When clients operate internationally but have a US entity paying, they may prefer USD invoices and US payment methods (ACH). Again, clarity and correct entity naming are what prevent friction.

Should You Use Invoices If You Charge Cards Automatically?

Many SaaS businesses charge cards automatically and still provide invoices. In the US, invoices serve multiple purposes:

- Documentation for bookkeeping and expense reporting

- Proof of purchase for compliance or audits

- A record of service period for subscription expenses

If you auto-charge, you can mark the invoice as “Paid” and include the payment date and method. That gives clients the documentation they need while keeping your process streamlined.

What About “Statements” vs “Invoices”?

An invoice is a request for payment tied to specific charges. A statement summarizes account activity across a time period (multiple invoices, payments, balances). Some US clients appreciate monthly statements, especially if they have multiple subscriptions or departments.

If you want to look extra professional, provide both:

- Invoice for each billing event

- Optional monthly statement summarizing all invoices and payments

This can reduce confusion for clients with multiple products or add-ons and can help you collect faster because the outstanding balance is crystal clear.

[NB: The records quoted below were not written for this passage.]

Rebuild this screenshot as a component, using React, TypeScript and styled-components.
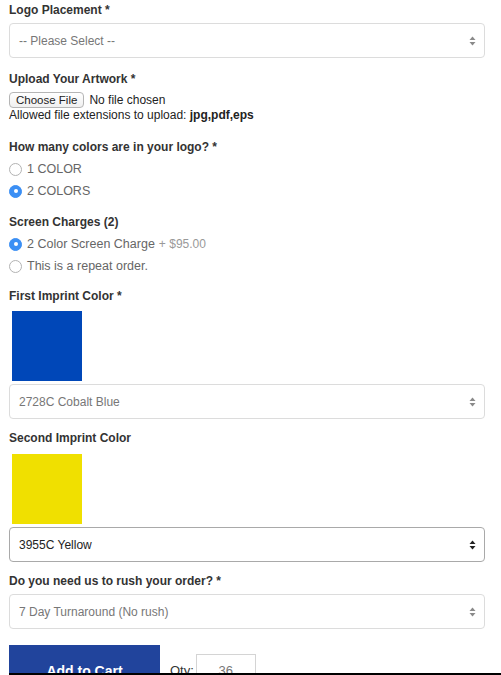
import styled, { createGlobalStyle } from "styled-components";

const GlobalStyle = createGlobalStyle`
  html, body {
    margin: 0;
    padding: 0;
    background: #fff;
  }
  body {
    font-family: "Liberation Sans", Arial, Helvetica, sans-serif;
    color: #333;
  }
`;

const Form = styled.div`
  display: flex;
  flex-direction: column;
  padding: 2px 16px 0 9px;
  overflow: hidden;
  height: 675px;
  box-sizing: border-box;
`;

const Field = styled.div<{ $gap?: number }>`
  display: flex;
  flex-direction: column;
  margin-bottom: ${(p) => p.$gap ?? 11}px;
`;

const Label = styled.div<{ $space?: number }>`
  font-size: 12px;
  font-weight: bold;
  line-height: 16px;
  color: #333;
  margin-bottom: ${(p) => p.$space ?? 5}px;
`;

const SelectBox = styled.div<{ $active?: boolean }>`
  display: flex;
  align-items: center;
  justify-content: space-between;
  height: 35px;
  box-sizing: border-box;
  padding: 0 8px 0 9px;
  border: 1px solid ${(p) => (p.$active ? "#a9a9a9" : "#dcdcdc")};
  border-radius: 4px;
  font-size: 12px;
  color: ${(p) => (p.$active ? "#222" : "#777")};
  background: #fff;
`;

const FileRow = styled.div`
  display: flex;
  align-items: center;
  gap: 5px;
  font-size: 12px;
  color: #222;
`;

const FileButton = styled.button`
  height: 16px;
  box-sizing: border-box;
  padding: 0 6px;
  border: 1px solid #b5b5b5;
  border-radius: 4px;
  background: linear-gradient(#fff, #f0f0f0);
  font-family: inherit;
  font-size: 11.5px;
  line-height: 14px;
  color: #222;
`;

const Note = styled.div`
  font-size: 12px;
  line-height: 14px;
  color: #222;
  b {
    font-weight: bold;
  }
`;

const RadioRow = styled.div`
  display: flex;
  align-items: center;
  height: 22px;
  gap: 5px;
  font-size: 12.5px;
  color: #666;
`;

const Radio = styled.span<{ $on?: boolean }>`
  width: 13px;
  height: 13px;
  box-sizing: border-box;
  border-radius: 50%;
  display: flex;
  align-items: center;
  justify-content: center;
  background: ${(p) => (p.$on ? "#3b8ff4" : "#fff")};
  border: 1px solid ${(p) => (p.$on ? "#3b8ff4" : "#b3b3b3")};
  &::after {
    content: "";
    width: 4px;
    height: 4px;
    border-radius: 50%;
    background: ${(p) => (p.$on ? "#fff" : "transparent")};
  }
`;

const Price = styled.span`
  margin-left: 4px;
  font-size: 12px;
  color: #999;
`;

const Swatch = styled.div<{ $color: string }>`
  width: 70px;
  height: 70px;
  margin: 0 0 3px 3px;
  background: ${(p) => p.$color};
`;

const CartRow = styled.div`
  display: flex;
  align-items: flex-start;
  margin-top: 5px;
`;

const CartButton = styled.button`
  width: 151px;
  height: 56px;
  border: none;
  background: #21449c;
  color: #fff;
  font-family: inherit;
  font-size: 14px;
  font-weight: bold;
  padding: 0 0 4px;
`;

const QtyLabel = styled.span`
  margin: 18px 2px 0 10px;
  font-size: 13px;
  line-height: 16px;
  color: #333;
`;

const QtyInput = styled.div`
  width: 60px;
  height: 34px;
  box-sizing: border-box;
  margin-top: 9px;
  border: 1px solid #d4d4d4;
  text-align: center;
  font-size: 13px;
  line-height: 16px;
  color: #777;
  padding-top: 8px;
`;

const BottomRule = styled.div`
  position: fixed;
  left: 9px;
  right: 0;
  bottom: 0;
  height: 2px;
  background: #000;
`;

function Arrows({ dark }: { dark?: boolean }) {
  const c = dark ? "#222" : "#8a8a8a";
  return (
    <svg width="7" height="10" viewBox="0 0 7 10">
      <path d="M3.5 0.5 L6.5 4 L0.5 4 Z" fill={c} />
      <path d="M3.5 9.5 L6.5 6 L0.5 6 Z" fill={c} />
    </svg>
  );
}

function Select({ value, active }: { value: string; active?: boolean }) {
  return (
    <SelectBox $active={active}>
      <span>{value}</span>
      <Arrows dark={active} />
    </SelectBox>
  );
}

export default function App() {
  return (
    <>
      <GlobalStyle />
      <Form>
        <Field $gap={13}>
          <Label>Logo Placement *</Label>
          <Select value="-- Please Select --" />
        </Field>
        <Field $gap={17}>
          <Label>Upload Your Artwork *</Label>
          <FileRow>
            <FileButton>Choose File</FileButton>
            <span>No file chosen</span>
          </FileRow>
          <Note>
            Allowed file extensions to upload: <b>jpg,pdf,eps</b>
          </Note>
        </Field>
        <Field $gap={12}>
          <Label $space={3}>How many colors are in your logo? *</Label>
          <RadioRow>
            <Radio />
            1 COLOR
          </RadioRow>
          <RadioRow>
            <Radio $on />2 COLORS
          </RadioRow>
        </Field>
        <Field $gap={11}>
          <Label $space={3}>Screen Charges (2)</Label>
          <RadioRow>
            <Radio $on />
            <span>
              2 Color Screen Charge<Price>+ $95.00</Price>
            </span>
          </RadioRow>
          <RadioRow>
            <Radio />
            This is a repeat order.
          </RadioRow>
        </Field>
        <Field $gap={11}>
          <Label $space={7}>First Imprint Color *</Label>
          <Swatch $color="#0047b8" />
          <Select value="2728C Cobalt Blue" />
        </Field>
        <Field $gap={11}>
          <Label $space={8}>Second Imprint Color</Label>
          <Swatch $color="#f0e000" />
          <Select value="3955C Yellow" active />
        </Field>
        <Field $gap={11}>
          <Label>Do you need us to rush your order? *</Label>
          <Select value="7 Day Turnaround (No rush)" />
        </Field>
        <CartRow>
          <CartButton>Add to Cart</CartButton>
          <QtyLabel>Qty:</QtyLabel>
          <QtyInput>36</QtyInput>
        </CartRow>
      </Form>
      <BottomRule />
    </>
  );
}
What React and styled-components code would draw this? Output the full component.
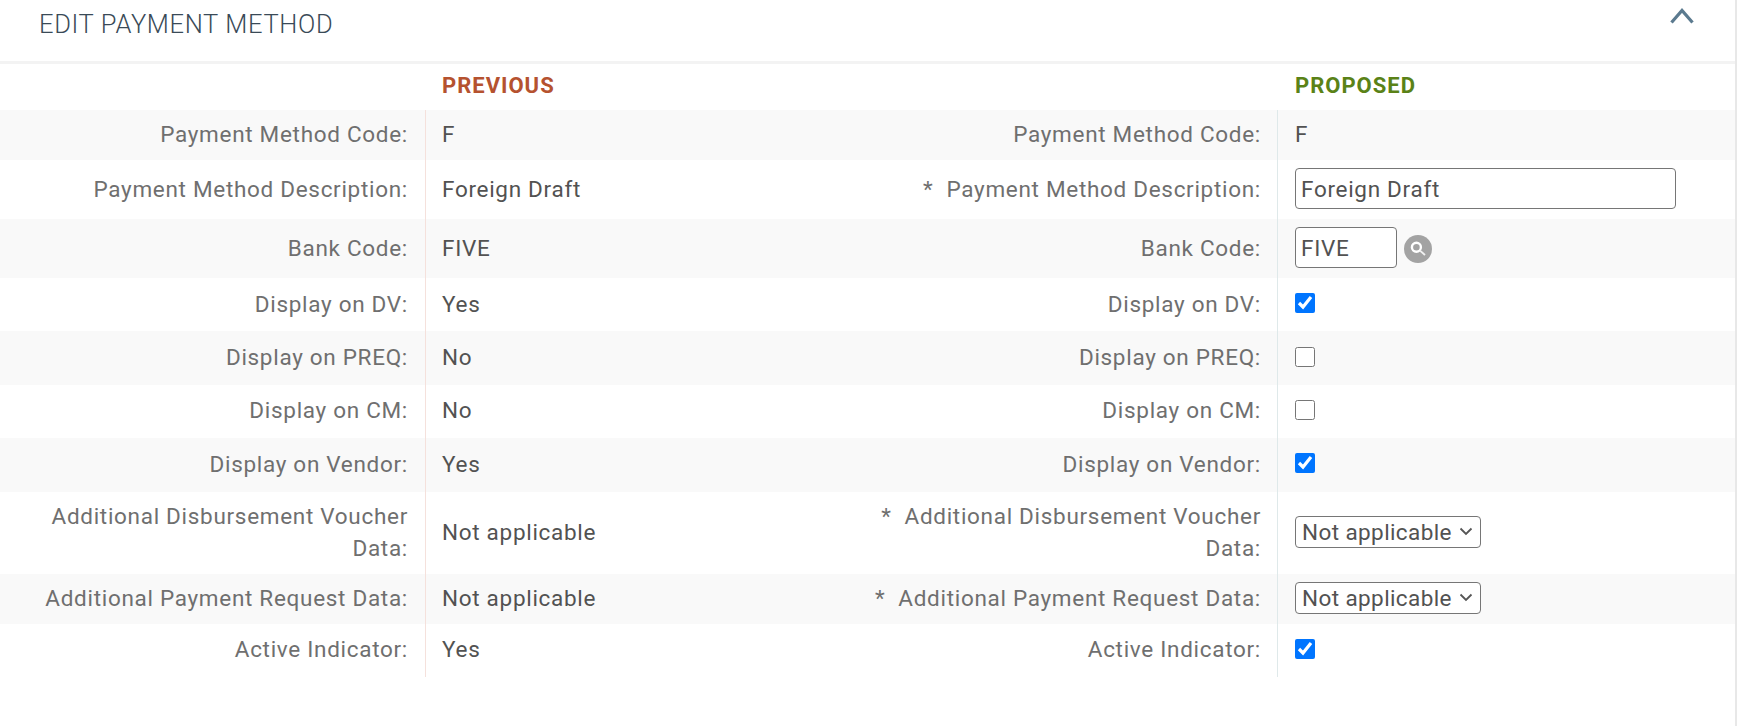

Checklist: A SaaS Invoice That Gets Paid Fast

Use this quick checklist before you send (or automate) your invoices:

- Invoice number is unique and consistent with your system.

- Client legal name and billing address match their AP records.

- Service period is shown for each subscription and usage line item.

- Quantities and rates are clear (seats, usage metrics, unit price).

- Discounts are visible as separate line items.

- Taxes are separated and labeled if applicable.

- Due date and payment terms are stated clearly.

- Payment methods and instructions are easy to follow.

- PO number is included when required.

- Notes are concise and operational, not cluttered.

When you consistently deliver invoices that meet these standards, clients learn that paying you is easy. That’s a real competitive advantage—especially in SaaS, where the relationship is ongoing and trust is earned each billing cycle.

Putting It All Together With invoice24

To invoice SaaS clients in the US successfully, focus on consistency, clarity, and a repeatable workflow. Your invoices should clearly state the service period, plan or usage details, totals, and payment instructions. Add enterprise-friendly fields like PO numbers when needed, and keep a steady cadence so clients know what to expect.

invoice24 fits neatly into this workflow: you can create professional invoices with the right structure for subscriptions, per-seat pricing, add-ons, and usage charges, then reuse templates and recurring settings to scale without losing accuracy. When your invoicing system is clean, your revenue collection becomes smoother—and you get back time to focus on the product.

If you treat invoicing as part of your customer experience, not just an administrative task, you’ll stand out. A clear SaaS invoice isn’t just a bill—it’s a signal that your business is reliable, organized, and easy to work with.